Benoît Lachambre: Because of the regulation, we do not have the possibility to invite so many people. So we can invite little groups and small audiences. It is in the middle of a mountain region. We cannot have a hundred people coming. We can have thirty. It is fine. We have a studio, which has all the equipment of the theatre, and another studio. One can also work outside and take long walks and listen to nature. We keep looking for some more funding.

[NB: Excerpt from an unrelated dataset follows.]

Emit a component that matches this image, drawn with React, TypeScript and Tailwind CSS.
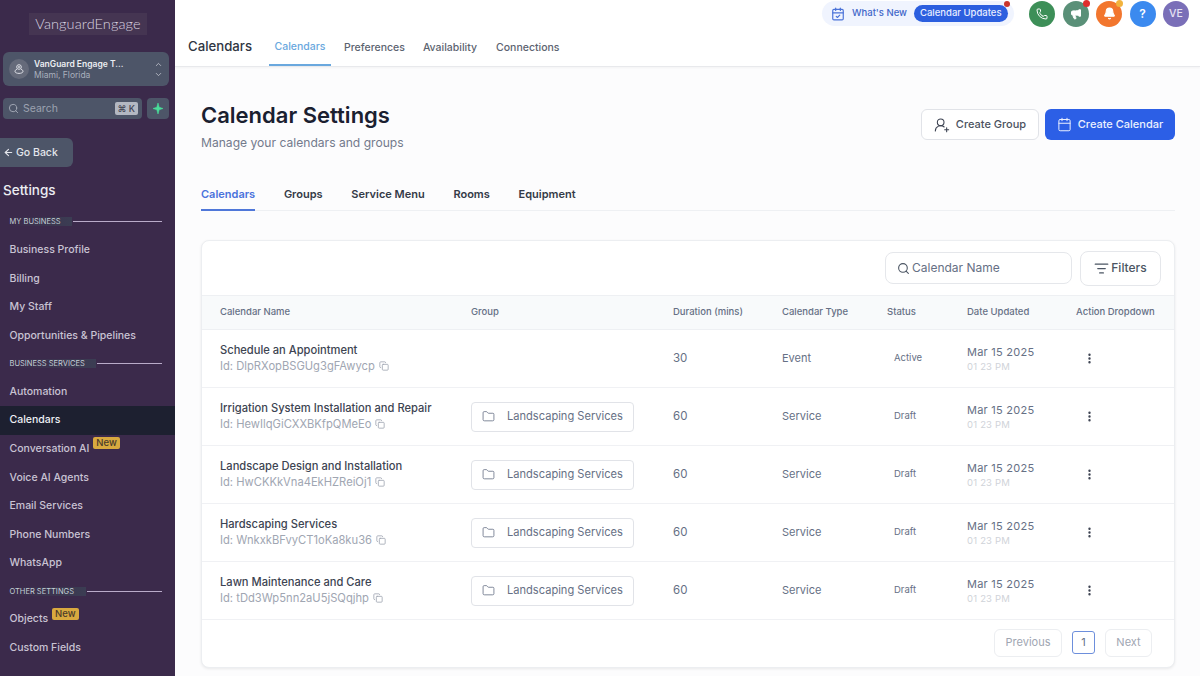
import { ArrowLeft, Calendar, CalendarCheck, ChevronDown, ChevronUp, Copy, Folder, ListFilter, Megaphone, MoreVertical, Phone, Bell, Search, UserRoundPlus } from "lucide-react";

const font = { fontFamily: "Inter, 'Noto Sans', sans-serif" };

function Section({ label, tintW }: { label: string; tintW: string }) {
  return (
    <div className="flex h-[27.5px] items-center pl-[9.5px] pr-[13px]">
      <span className={`${tintW} flex h-[9px] shrink-0 items-center whitespace-nowrap bg-linear-to-r from-[#3b2a4b] to-[#3b3d53] text-[7.5px] uppercase leading-none text-[#c4d0d6]`}>{label}</span>
      <span className="h-px flex-1 bg-[#b9abc9]" />
    </div>
  );
}

function NavItem({ label, active, isNew, mt }: { label: string; active?: boolean; isNew?: boolean; mt?: string }) {
  return (
    <div className={`relative flex h-[28.6px] shrink-0 items-center pl-[9.5px] text-[10.5px] font-medium ${active ? "bg-[#1d2030] text-[#eef0f5]" : "text-[#c9c3d3]"}`}>
      <span className="whitespace-nowrap">{label}</span>
      {isNew && <span className={`ml-1 ${mt} rounded-[2px] bg-[#d8a93f] px-[3px] text-[9.5px] leading-[12px] text-[#4a3a2a]`}>New</span>}
    </div>
  );
}

function Sidebar() {
  return (
    <aside className="flex w-[175px] shrink-0 flex-col overflow-hidden bg-[#3b2a4b]">
      <div className="mt-[13px] flex h-[22px] items-center self-end mr-[28px] w-[118px] justify-center bg-[#453552] text-[14.5px] font-light tracking-[0.1px] text-[#d9d3e0]" style={{ fontFamily: "Lato, sans-serif" }}>VanguardEngage</div>
      <div className="ml-[3px] mt-[17px] flex h-[34px] w-[166px] items-center rounded-md bg-[#4d5568] pl-[6px] pr-[6px]">
        <span className="flex h-5 w-5 shrink-0 items-center justify-center rounded-full bg-[#656a7a]">
          <svg width="12" height="12" viewBox="0 0 12 12" fill="none" stroke="#dfe1e8" strokeWidth="1"><circle cx="6" cy="4" r="2.3" /><circle cx="6" cy="4" r="0.6" /><path d="M4 6.2 C2.5 6.8 2 7.6 2 8.4 C2 9.6 3.8 10.4 6 10.4 C8.2 10.4 10 9.6 10 8.4 C10 7.6 9.5 6.8 8 6.2" /></svg>
        </span>
        <div className="ml-[5px] flex-1 leading-none">
          <div className="text-[8.5px] font-semibold leading-[12px] text-[#eceef2] whitespace-nowrap">VanGuard Engage T...</div>
          <div className="text-[8.5px] leading-[11px] text-[#aab0bd]">Miami, Florida</div>
        </div>
        <div className="flex flex-col gap-[1px] text-[#c9ccd5]"><ChevronUp size={9} /><ChevronDown size={9} /></div>
      </div>
      <div className="ml-[3px] mt-[12px] flex h-[21px] items-center gap-[5px]">
        <div className="flex h-[21px] w-[139px] items-center rounded-[4px] bg-[#4d5568] pl-[5px] pr-[4px]">
          <Search size={11} className="text-[#a5abb8]" />
          <span className="ml-[4px] flex-1 text-[10.5px] text-[#9ca2b0]">Search</span>
          <span className="rounded-[2px] bg-[#b3b8c2] px-[3px] text-[9px] font-medium leading-[13px] text-[#3f4352]">⌘ K</span>
        </div>
        <div className="flex h-[21px] w-[22px] items-center justify-center rounded-[4px] bg-[#4d5568]">
          <svg width="10" height="11" viewBox="0 0 10 11"><path d="M5 0 L6.2 4.3 L10 5.5 L6.2 6.7 L5 11 L3.8 6.7 L0 5.5 L3.8 4.3 Z" fill="#4ade9a" stroke="#4ade9a" strokeWidth="0.6" /></svg>
        </div>
      </div>
      <div className="mt-[19px] flex h-[29px] w-[73px] items-center rounded-r-md bg-[#4d5568] pl-[3px] text-[10.5px] font-medium text-[#e4e6ec]">
        <ArrowLeft size={11} strokeWidth={2.4} /><span className="ml-[2px]">Go Back</span>
      </div>
      <div className="mt-[14px] h-[19px] pl-[3px] text-[13.5px] font-medium leading-[19px] text-[#eceef2]">Settings</div>
      <div className="mt-[8px] flex flex-col">
        <Section label="My Business" tintW="w-[62px] mr-[1px]" />
        <NavItem label="Business Profile" />
        <NavItem label="Billing" />
        <NavItem label="My Staff" />
        <NavItem label="Opportunities & Pipelines" />
        <Section label="Business Services" tintW="w-[86px] mr-[1px]" />
        <NavItem label="Automation" />
        <NavItem label="Calendars" active />
        <NavItem label="Conversation AI" isNew mt="-mt-[11px]" />
        <NavItem label="Voice AI Agents" />
        <NavItem label="Email Services" />
        <NavItem label="Phone Numbers" />
        <NavItem label="WhatsApp" />
        <Section label="Other Settings" tintW="w-[76px] mr-[1px]" />
        <NavItem label="Objects" isNew mt="-mt-[11px]" />
        <NavItem label="Custom Fields" />
      </div>
    </aside>
  );
}

function Round({ bg, children, dot }: { bg: string; children: React.ReactNode; dot?: string }) {
  return (
    <div className={`relative flex h-[26px] w-[26px] items-center justify-center rounded-full text-white ${bg}`}>
      {children}
      {dot && <span className={`absolute -right-[1px] -top-[1px] h-[7px] w-[7px] rounded-full ${dot}`} />}
    </div>
  );
}

function TopBar() {
  return (
    <header className="relative h-[67px] shrink-0 border-b border-[#e8e9ec] bg-white shadow-[0_1px_2px_rgba(0,0,0,0.04)]">
      <div className="absolute right-[11px] top-0 flex h-[27px] items-center">
        <div className="relative mr-[15px] flex h-[25px] w-[192px] items-center whitespace-nowrap rounded-full bg-[#f0f4fe] pl-[9px]">
          <CalendarCheck size={14} className="text-[#4a72d8]" />
          <span className="ml-[7px] text-[9.5px] font-medium text-[#3f66c9]">What's New</span>
          <span className="relative ml-[7px] flex h-[17px] items-center rounded-full bg-[#2c5fdf] px-[6px] text-[9.5px] font-medium text-[#e8eeff]">
            Calendar Updates
            <span className="absolute -right-[2px] -top-[4px] h-[6px] w-[6px] rounded-full bg-[#c8352c]" />
          </span>
        </div>
        <div className="flex gap-[7.5px]">
          <Round bg="bg-[#3d8f58]"><Phone size={12} /></Round>
          <Round bg="bg-[#5a9078]" dot="bg-[#e02d2d]"><Megaphone size={12} fill="white" /></Round>
          <Round bg="bg-[#f2762e]" dot="bg-[#f2b33d]"><Bell size={13} fill="white" /></Round>
          <Round bg="bg-[#3b8aef]"><span className="text-[12px] font-semibold">?</span></Round>
          <Round bg="bg-[#7a6fb8]"><span className="text-[10.5px] font-medium text-[#e6e3f3]">VE</span></Round>
        </div>
      </div>
      <div className="flex h-full items-end pl-[13px]">
        <div className="mb-[10px] text-[13.2px] font-medium leading-[20px] text-[#2f3542]">Calendars</div>
        <nav className="ml-[17px] flex text-[10.5px] font-medium text-[#5c6370]">
          <div className="flex h-[30px] w-[62px] items-start justify-center border-b-2 border-[#6aa8de] pt-[3px] text-[#6aa8de]">Calendars</div>
          <div className="ml-[13px] pt-[4px]">Preferences</div>
          <div className="ml-[18px] pt-[4px]">Availability</div>
          <div className="ml-[19px] pt-[4px]">Connections</div>
        </nav>
      </div>
    </header>
  );
}

const rows = [
  { name: "Schedule an Appointment", id: "DlpRXopBSGUg3gFAwycp", group: false, dur: "30", type: "Event", status: "Active" },
  { name: "Irrigation System Installation and Repair", id: "HewIlqGiCXXBKfpQMeEo", group: true, dur: "60", type: "Service", status: "Draft" },
  { name: "Landscape Design and Installation", id: "HwCKKkVna4EkHZReiOj1", group: true, dur: "60", type: "Service", status: "Draft" },
  { name: "Hardscaping Services", id: "WnkxkBFvyCT1oKa8ku36", group: true, dur: "60", type: "Service", status: "Draft" },
  { name: "Lawn Maintenance and Care", id: "tDd3Wp5nn2aU5jSQqjhp", group: true, dur: "60", type: "Service", status: "Draft" },
];

const cols = "grid grid-cols-[269px_202px_109px_105px_80px_109px_1fr] items-center";

function Table() {
  return (
    <div className="mt-[29px] flex h-[428px] flex-col rounded-lg border border-[#eceef1] bg-white shadow-[0_1px_3px_rgba(0,0,0,0.08)]">
      <div className="flex h-[54px] shrink-0 items-center justify-end gap-[8px] pr-[13px]">
        <div className="flex h-[32px] w-[187px] items-center rounded-lg border border-[#e5e7eb] pl-[11px] text-[12px] text-[#667085]">
          <Search size={13} className="mr-[2px] text-[#4b5563]" />Calendar Name
        </div>
        <div className="flex h-[35px] w-[81px] items-center justify-center rounded-lg border border-[#e5e7eb] text-[12px] font-medium text-[#4b5563]">
          <ListFilter size={15} className="mr-[2px]" />Filters
        </div>
      </div>
      <div className={`${cols} h-[35px] shrink-0 border-y border-[#eef0f3] bg-[#f8fafb] text-[9.5px] font-medium text-[#667085]`}>
        <div className="pl-[18px]">Calendar Name</div><div>Group</div><div>Duration (mins)</div><div>Calendar Type</div><div>Status</div><div>Date Updated</div><div className="whitespace-nowrap">Action Dropdown</div>
      </div>
      {rows.map((r) => (
        <div key={r.id} className={`${cols} h-[58px] shrink-0 border-b border-[#f0f1f4]`}>
          <div className="pl-[18px]">
            <div className="text-[11.15px] font-medium leading-[15px] text-[#3d4452] whitespace-nowrap">{r.name}</div>
            <div className="flex items-center text-[11.2px] leading-[16px] text-[#a0a6b2] whitespace-nowrap">Id: {r.id}<Copy size={10} className="ml-[4px]" /></div>
          </div>
          <div>
            {r.group && (
              <div className="flex h-[30px] w-[163px] items-center rounded border border-[#e1e3e8] pl-[10px] text-[11.1px] text-[#667085]">
                <Folder size={13} strokeWidth={1.5} className="mr-[12px]" />Landscaping Services
              </div>
            )}
          </div>
          <div className="text-[11.5px] text-[#667085]">{r.dur}</div>
          <div className="text-[11px] text-[#667085]">{r.type}</div>
          <div className="pl-[7px] text-[9.5px] text-[#667085]">{r.status}</div>
          <div>
            <div className="text-[11px] leading-[15px] tracking-[0.25px] text-[#667085]">Mar 15 2025</div>
            <div className="text-[9.5px] leading-[13px] tracking-[0.2px] text-[#d0d3d9]">01 23 PM</div>
          </div>
          <div className="pl-[6.5px] text-[#3b4150]"><MoreVertical size={13} strokeWidth={2.4} /></div>
        </div>
      ))}
      <div className="flex flex-1 items-center justify-end pb-[2px] pr-[22px] text-[11px] text-[#a0a6b2]">
        <div className="flex h-[28px] w-[68px] items-center justify-center rounded-md border border-[#eceef1]">Previous</div>
        <div className="ml-[10px] flex h-[23px] w-[23px] items-center justify-center rounded-[3px] border border-[#6d8fdc] text-[#667085]">1</div>
        <div className="ml-[10px] flex h-[28px] w-[47px] items-center justify-center rounded-md border border-[#eceef1]">Next</div>
      </div>
    </div>
  );
}

function Main() {
  return (
    <main className="flex min-w-0 flex-1 flex-col bg-[#fcfcfd]">
      <TopBar />
      <div className="pl-[26px] pr-[25px]">
        <div className="flex items-start justify-between pt-[33px]">
          <div>
            <h1 className="text-[22px] font-semibold leading-[30px] text-[#1a2030]">Calendar Settings</h1>
            <p className="mt-[4px] text-[12.1px] leading-[18px] text-[#737a8c]">Manage your calendars and groups</p>
          </div>
          <div className="mt-[9px] flex gap-[6px]">
            <div className="flex h-[31px] w-[118px] items-center justify-center rounded-md border border-[#e1e3e8] bg-white text-[11px] font-medium text-[#4b5260]">
              <UserRoundPlus size={16} strokeWidth={1.6} className="mr-[6px] text-[#3b4150]" />Create Group
            </div>
            <div className="flex h-[31px] w-[130px] items-center justify-center rounded-md bg-[#2c5fe6] text-[11px] font-medium text-[#eaf0ff]">
              <Calendar size={15} strokeWidth={1.6} className="mr-[6px]" />Create Calendar
            </div>
          </div>
        </div>
        <div className="mt-[23px] flex h-[36px] items-start gap-[28.75px] border-b border-[#eef0f3] text-[11px] font-semibold text-[#343a47]">
          <div className="h-[36px] border-b-2 border-[#4f77d9] pt-[11px] text-[#4a72dc]">Calendars</div>
          <div className="pt-[11px]">Groups</div>
          <div className="pt-[11px]">Service Menu</div>
          <div className="pt-[11px]">Rooms</div>
          <div className="pt-[11px]">Equipment</div>
        </div>
        <Table />
      </div>
    </main>
  );
}

export default function App() {
  return (
    <div className="flex h-[676px] w-[1200px] overflow-hidden" style={font}>
      <Sidebar />
      <Main />
    </div>
  );
}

I make the center to invite people. I always want to invite 2 or 3 young people that they can observe the process. So the youth can be informed about different processes. There will be also more conventional forms, like Modern and Classical Dance, but I want to have it in relation to somatic ways of movement, so that people can also approach more conventional forms but be fed with different information. I will also do some symposiums and laboratories. Some have to be bigger scale and also small. So you have to bring the names in, but you also have to bring in art. The North-South Research I was doing at Tanzquartier and also “On Listening” as a mixture between theory and practice, of different media meeting was very good.

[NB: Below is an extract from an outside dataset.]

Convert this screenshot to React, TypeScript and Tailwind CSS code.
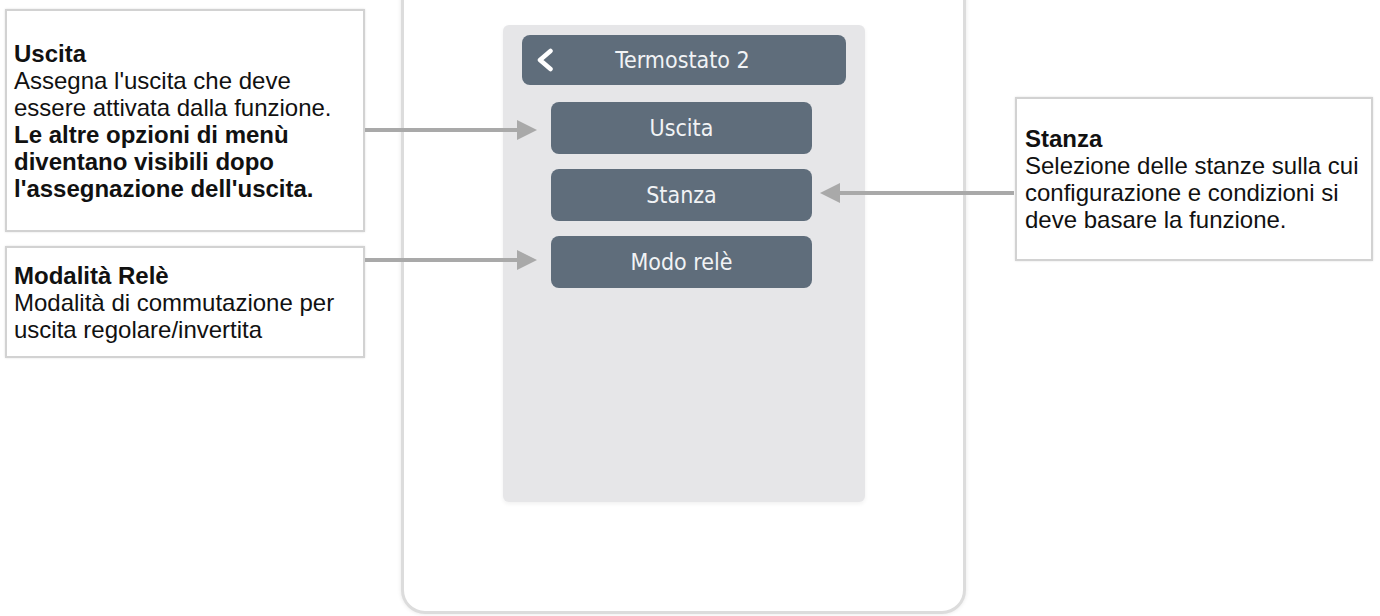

The center is for dance and connective art. It can't be just about the body dancing. It has to be also about the mind, the philosophy and theory.
corpus: Theory is very necessary and supportive for practice.
Benoît Lachambre: Yes, there are many thought systems which are very rich. I think it is primordial that people know that and that they have access to multiplicity, not just to one thing. Multiplicity also as a way to bring in different cultural approaches, different ways to see dance and art as creation. So I want to place that where ideas can be challenged.
I need to be in a surrounding where that is present. I cannot be in a surrounding which is just promoting my work. Otherwise it is too much of one school of thought. And this is not how I want to evolve or what I want to commit to. It is not even that I am against circus. It is just to keep it malleable and open and not have a restricted view. And for me the center is a tool for that. To open the minds and bring accessibility to people and to challenge the minds of the creators.